Almost 20 years later, Charlie Hayes still fondly remembered for "The Catch"Final out of 1996 World Series remains Hayes' Yankee legacy
“I walk around and people still talk about that catch; you’d think it would go away, but it hasn’t happened yet,” Hayes said during his Old-Timers’ Day visit to Yankee Stadium. “I’m honored to be part of that. Just being part of the Yankee tradition is unbelievable, and this is proof.”
Hayes had two stints with the Yankees, the first coming in 1992 when the Phillies sent him to the Bronx that February as the player to be named later in an earlier trade. Hayes hit .257 in 1992 before being lost when the Rockies chose him in that winter’s Expansion Draft, and when he returned via trade with Pittsburgh in August 1996, he could immediately see that things were much different.

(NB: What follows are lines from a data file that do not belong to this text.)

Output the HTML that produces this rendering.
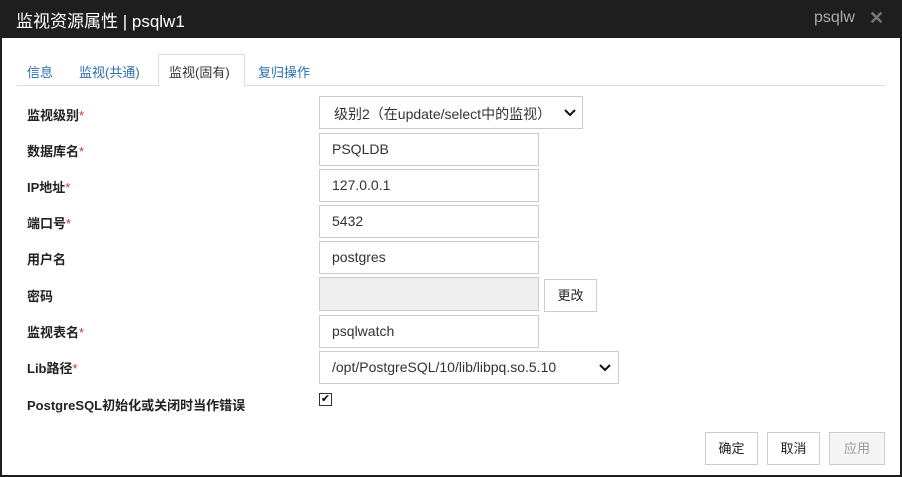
<!DOCTYPE html><html><head><meta charset="utf-8"><style>
*{box-sizing:border-box}body{margin:0;width:902px;height:477px;background:#1e1e1e;font-family:"Liberation Sans","Noto Sans CJK SC",sans-serif;position:relative;overflow:hidden}
.hd{position:absolute;left:0;top:0;width:902px;height:38px;background:#1e1e1e;color:#fff;font-size:17px}
.bd{position:absolute;left:2px;top:38px;width:898px;height:437px;background:#fff}
.a{position:absolute}
.lb{position:absolute;left:25px;font-size:13px;font-weight:bold;color:#222}
.lb i{color:#c0392b;font-style:normal;font-weight:normal}
.in{position:absolute;left:317px;width:220px;height:33px;border:1px solid #ccc;font-size:14px;color:#333;padding:7px 12px}
.btn{position:absolute;border:1px solid #ccc;background:#fff;font-size:13px;color:#222;text-align:center;line-height:31px;height:33px}
.chev{position:absolute;right:6px;top:11px}
</style></head><body>
<div class="hd"><span class="a" style="left:16px;top:7px">监视资源属性 | psqlw1</span><span class="a" style="left:814px;top:9px;color:#aaa;font-size:16px">psqlw</span><span class="a" style="left:869px;top:8px;color:#777;font-size:18px;font-weight:bold">✕</span></div>
<div class="bd">
<div class="a" style="left:15px;top:47px;width:868px;height:1px;background:#ddd"></div>
<div class="a" style="left:156px;top:16px;width:87px;height:32px;border:1px solid #ddd;border-bottom:none;background:#fff"></div>
<span class="a" style="left:25px;top:24px;font-size:13px;color:#2a6fb0">信息</span>
<span class="a" style="left:77px;top:24px;font-size:13px;color:#2a6fb0">监视(共通)</span>
<span class="a" style="left:167px;top:24px;font-size:13px;color:#333">监视(固有)</span>
<span class="a" style="left:256px;top:24px;font-size:13px;color:#2a6fb0">复归操作</span>
<div class="lb" style="top:67px">监视级别<i>*</i></div>
<div class="in" style="top:58px;width:264px;padding-left:14px">级别2（在update/select中的监视）<svg class="chev" width="12" height="9" viewBox="0 0 12 9"><polyline points="1,2 6,7 11,2" fill="none" stroke="#111" stroke-width="2"/></svg></div>
<div class="lb" style="top:103px">数据库名<i>*</i></div><div class="in" style="top:95px">PSQLDB</div>
<div class="lb" style="top:139px">IP地址<i>*</i></div><div class="in" style="top:131px">127.0.0.1</div>
<div class="lb" style="top:175px">端口号<i>*</i></div><div class="in" style="top:167px">5432</div>
<div class="lb" style="top:211px">用户名</div><div class="in" style="top:203px">postgres</div>
<div class="lb" style="top:248px">密码</div><div class="in" style="top:239px;background:#eee;height:34px"></div>
<div class="btn" style="left:542px;top:241px;width:53px">更改</div>
<div class="lb" style="top:284px">监视表名<i>*</i></div><div class="in" style="top:277px">psqlwatch</div>
<div class="lb" style="top:320px">Lib路径<i>*</i></div>
<div class="in" style="top:313px;width:300px">/opt/PostgreSQL/10/lib/libpq.so.5.10<svg class="chev" style="right:7px" width="12" height="9" viewBox="0 0 12 9"><polyline points="1,2 6,7 11,2" fill="none" stroke="#111" stroke-width="2"/></svg></div>
<div class="lb" style="top:357px">PostgreSQL初始化或关闭时当作错误</div>
<div class="a" style="left:317px;top:355px;width:13px;height:13px;border:1px solid #333;font-size:11px;line-height:11px;text-align:center">✔</div>
<div class="btn" style="left:703px;top:394px;width:53px">确定</div>
<div class="btn" style="left:765px;top:394px;width:53px">取消</div>
<div class="btn" style="left:827px;top:394px;width:56px;color:#999;background:#f5f5f5">应用</div>
</div>
</body></html>
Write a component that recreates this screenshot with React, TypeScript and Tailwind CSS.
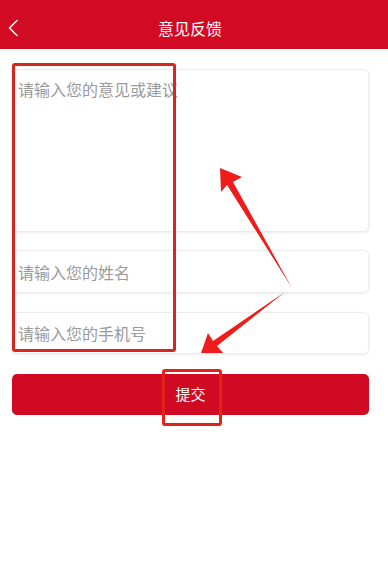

“That team was a group of guys that came together, and while there were a lot of superstars on that team, the biggest thing is that Joe Torre got everybody to make sacrifices,” Hayes said. “I remember one game where I wasn’t playing against a lefty, and thought I should’ve been; I walked out on the bench and I saw (Darryl) Strawberry to my left, Tim Raines to my right, and Tino (Martinez) behind me, and I said to myself, ‘What could you be complaining about? These guys here have done way more in this game than you have!’ From that day forward, I just approached every game like it was my last.”
Hayes played in 20 games down the stretch and almost every one of the team’s playoff games, and even on days where he didn’t feel his best, he admitted the Yankees mystique carried him all the way through to that Series-clinching catch.
“I don’t know what it was; I just know that some days you’d come to the Stadium and feel like you had nothing, but you’d walk out on the field and it was like somebody else was in your body,” he said.
Hayes retired after the 2001 season and has spent much of the last decade running his baseball academy in Texas, but he makes one pilgrimage every year to the Bronx; he made his first return to Old-Timers’ Day in 2009 and has come back every year since, a tradition the now 48-year-old says will continue as long as the team is willing and he is able.
“It’s the Yankees, and that’s enough said, but to get to come back and see a lot of the guys I played with and guys I was a fan of who played before me is real special, and I look forward to it every day leading up to this,” he said, “I look forward to seeing the fans, too; I think are the greatest fans in the world.”